DOUG PECK ON COLE PORTER

It’s funny to say about someone you don’t know, but I’m very proud of Cole Porter. Much of his previous work before Kiss Me, Kate is from an era when people could not care less about fitting songs to the plot. You know, “Someone will juggle, then we’ll sing a song, then someone will swallow a sword,” and so on. He was a master of that form, and his songs were so diverting and witty that they worked brilliantly.

As all great artists do, however, Porter wanted to keep up with the trends and push himself. Think of how many people are going to write rap musicals now that Hamilton is dominating the form. Some successfully, some horribly, and I’m very much looking forward to all of it. Cole Porter—because he was a true master—evolved with the times. Following Kern and Hammerstein, and Rodgers and Hammerstein, he wrote a truly integrated musical. Kiss Me, Kate has elements of the previous style, of course, and there are some songs in this score that are just getting in by the skin of their teeth. But some of them are also among the great book-integrated songs of the musical theatre. I’m proud of him for evolving in that way, which is what we’re all trying to do as artists.

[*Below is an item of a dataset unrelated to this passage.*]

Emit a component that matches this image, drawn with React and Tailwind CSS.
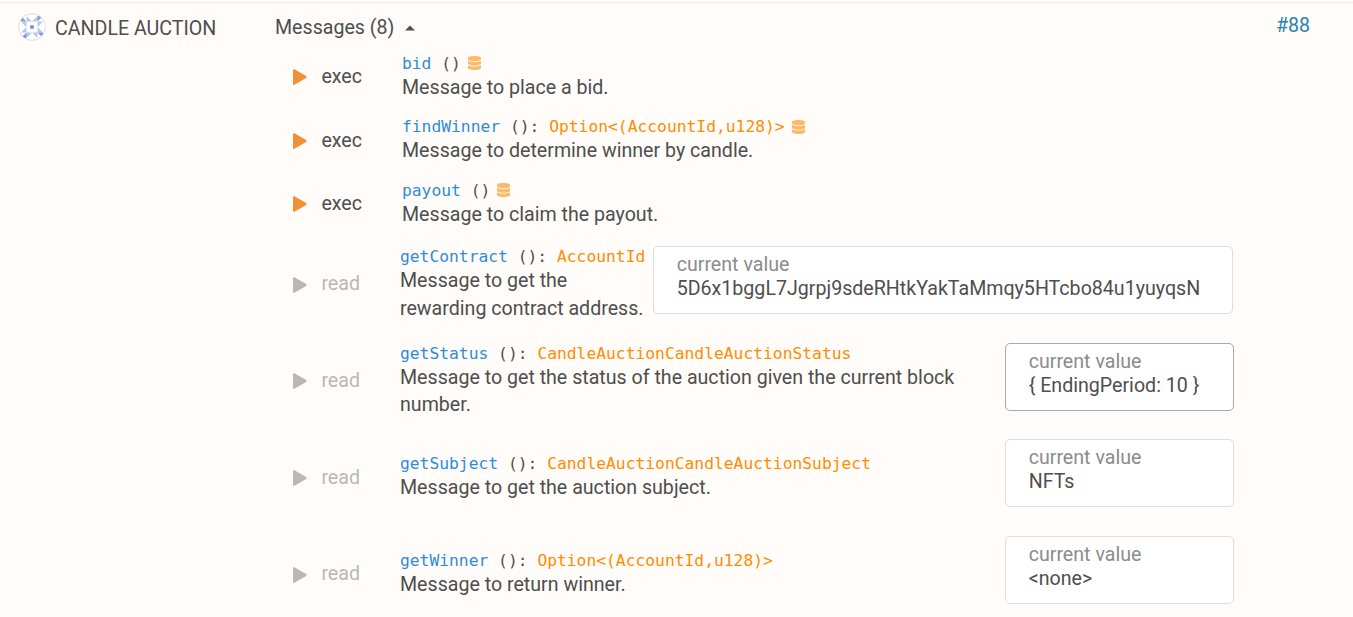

Porter revealed so much of himself in working on this piece. We all know him as the witty sophisticate, but there is such deep longing in this music, a strain of bittersweet romance underneath the comedy. There can be a sophisticated, even blasé veneer, but there’s also a whole world of passion underneath. The emotions are sublimated beneath wit in a manner that’s very reminiscent of Shakespeare, Wilde and other great writers of romantic comedy.

Porter was a flat-out brilliant composer. He was a Christian boy from Indiana, but he always said the success of his melodies is how Jewish they were. Maybe he was appropriating a little, but he knew exactly what that meant in terms of harmonic minor melodies. When he writes in that mode, it’s delicious. He was also able to write in two different styles for Kiss Me, Kate. He gives us the fabulous backstage jazz world of Baltimore in the 1940s and then he writes some honest-to-God Renaissance music for the show-within-a-show. We are going to realize what this 1940s version of a 17th-century show-within-a-show might have sounded like.

He’s also Porter the Progressive. We’re in an era where we applaud shows like Broad City for its sex-positivity, but Cole Porter was there 70 years ago. Lois Lane says filthy, juicy, delicious things onstage. Most of them are single entendres, not even double entendres. And he puts them out there. He is able to write these sassy, empowered songs. You have to give him credit. He’s up there with Noël Coward, W.S. Gilbert, and Stephen Sondheim as one of the great lyricists of all time. I want the audience to be able to understand and savor every word.

We’re still dealing with equality in terms of gender in our society, and this piece from 1948 has a female book writer and a gay composer. It was very important to them that they write about those issues explicitly in this piece. And they did. As I said, I’m very proud of Cole Porter.

Adapted from Doug Peck’s address to the cast on the first day of rehearsal.